My friend is re assembling an old Lynn Wood dragster and he needs the axles shortened. I have searched and cannot find anyone who does this, except maybe the hot rod works. He does not want to convert to new style axles, hubs, etc. so this is not an option. Is it better to cut the axle and weld it with a sleeve or find somebody with a lathe with a taper attachment. If you know of anyone who would do this we would appreciate your reply. The shortened banjo, drums, etc. are from a 48 ford.
If the dragster is not going to be beat on then cut and weld would work but don't know if clearance for sleeve in diff carrier when assembling, another thought would be to shorten at the diff gear for best concentricity....Shortening and re cutting taper, key and retaining nut threads would be the best as long as the axle has enough "meat"...
Should be a simple task for any well equipped machine shop, there should be a center drill at each end , I would turn the axle on centers cut the taper and o.d. For the threads then chop off the old end , do the keyway and threads , .. done deal getting the taper right is critical on how the hub seats My guess though is a ball park time of 4hr give or take
I think they were originally shorted inside where the carrier would have been and some sort of spool made. PM Marty Strode here on the hamb or check with the guys at the East Coast Sprint Car museum at Lattimore.
There are some old Chassis Research articles covering this in the old Fawcett hotrod books...I can probably find them. They were shortened by turning the ends, with extreme attention to accurate taper. The other way CR handled them was "safety Hub"...not much detail on that, but probably the way circle trackers did it with Ford housing end and hub machined to accept 1 or 2 ball type bearings, end of Ford housing hub threaded for retainer nut, crazy elaborate machining. Just shortened Ford, though, seems the norm. Dragsters seem to have made it into 180 MPH days with shortened Ford axles in their quickchanges...you can spot them by the protruding ends.
Thanks Bruce, Bob is going to turn the ends and lap them to the hubs as you suggest. Any more info you can provide would be appreciated. Every person we have talked to who either ran this setup or knew of someone who used it says its going to break. Bob wants to keep it as close to original as possible however. Bob says most of the later Lyndwoods went to Olds rears.

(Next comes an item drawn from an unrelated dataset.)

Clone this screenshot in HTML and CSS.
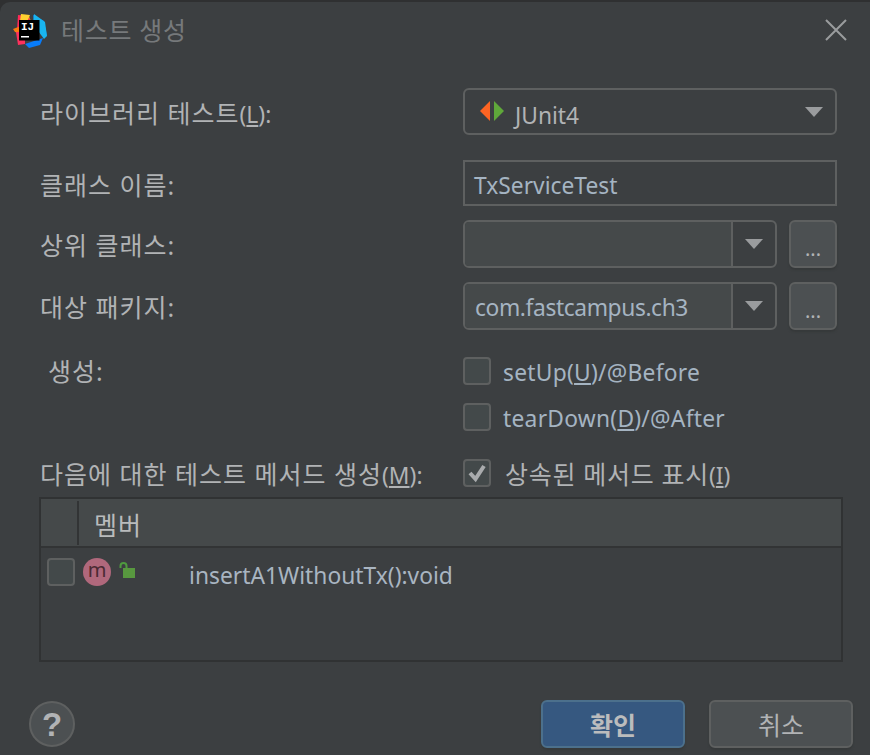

Any job shop should be able to shorten your axles, you have to give them good dimensions to work with. its not rocket science its just simple lathe and mill work.
We ran this type of setup back in the 50s,,,YES,they are going to break...and by all means,run some safety hubs..Why do you think lyndwood went to the later Olds read end??? Is this car going to be just a cackle car or actually run in competition?? Old Ford axles OK just for cackleling..Go to Olds if using for competition
Bob is the son of the late Pat Bilbow, the designer and builder of the Lyndwood chassis. He knows why they went to Olds. He is going to run safety hubs. Car is not going to be in competition but may do some burnouts. Reason for banjo is that's what this car has and he wants to keep it like it was.
I'll dig for the olde book... You might want to search out some of the old Fawcett hot rod books. late '50's--early '60's they seem to have had an in with Chassis Research, so each one has some neat stuff in an article about that shop. Borgeson was writing the stuff, I think.